The Problem of Inauthenticity | Connecting with Culture
‘Authenticity’ has become something of a buzzword in today’s culture, with everything from artisan coffee shops to M&S boxer shorts claiming to offer it.
The call of authenticity isn’t merely to know yourself, it’s to be yourself. Or as Dr Seuss puts it: ‘Be who you are and say what you feel because those who mind don’t matter and those who matter don’t mind.’ The marker of inauthenticity, then, is saying or thinking one thing, but doing another.
Meanwhile, there is a deep suspicion of sweeping metanarratives – the grand overarching stories which attempt to order and explain knowledge and experience, often claiming to have the absolute perspective on the world (think absolute truth or moral absolutes). Christianity’s absolute claims led Friedrich Nietzsche to conclude that ‘good’ and ‘evil’ are just constructs by which societies are organised and any absolute moral claim is a tool by which power is exerted.
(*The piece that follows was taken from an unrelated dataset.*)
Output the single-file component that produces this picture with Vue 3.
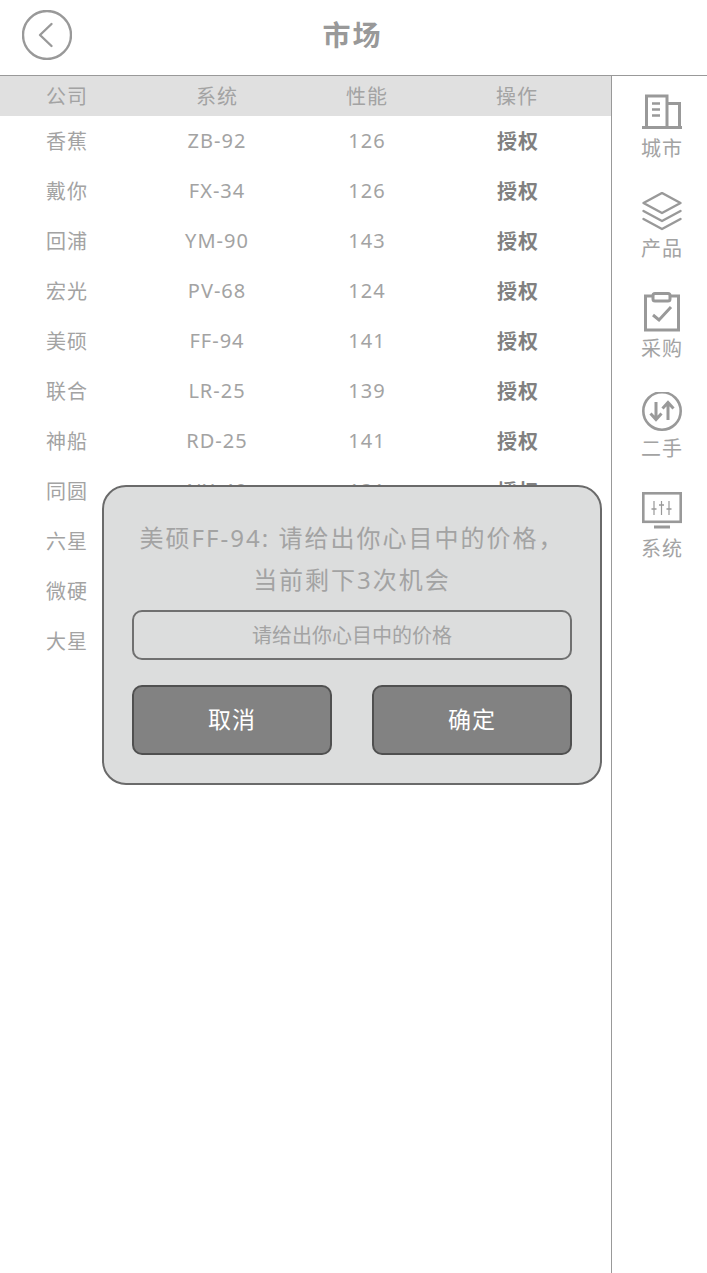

The same suspicion can be seen in our society today.
But the reduction of moral claims to mere power plays creates an interesting problem – the problem of inauthenticity. Take Harry Potter, for example. Few works of fiction share its near universal acclaim. It contains some great characters, superb writing, and a nefarious nose-less villain.
Therein lies the problem, however. Because this villain, Voldemort, shares our society’s assumptions about absolute moral claims. In Harry Potter and the Philosopher’s Stone, Voldemort asserts that ‘there is no good or evil, only power and those too weak to seek it.’ But to decry Voldemort as a villain whilst accepting his moral vision of the world is either to label yourself a villain or to think one thing but act another. It is to admit that dreaded problem – inauthenticity.
Inauthenticity is not confined merely to this snippet of Harry Potter, either. ‘No’ to grand sweeping metanarratives but ‘yes’ to universal human rights. ‘No’ to absolute morality but ‘yes’ to ‘meat is murder’. ‘No’ to the dehumanising of refugees but ‘yes’ to the dehumanising of politicians. The problem of inauthenticity is one that plagues the contemporary mind.
What does Christianity have to say to this problem? It offers not just a metanarrative nor just a philosophy, but a relationship with someone who claimed to be the way, the truth, and the life. A relationship with the one who lived the only truly authentic life. In a culture that is grasping for something authentic and meaningful, nothing compares to the surpassing worth of knowing Christ Jesus.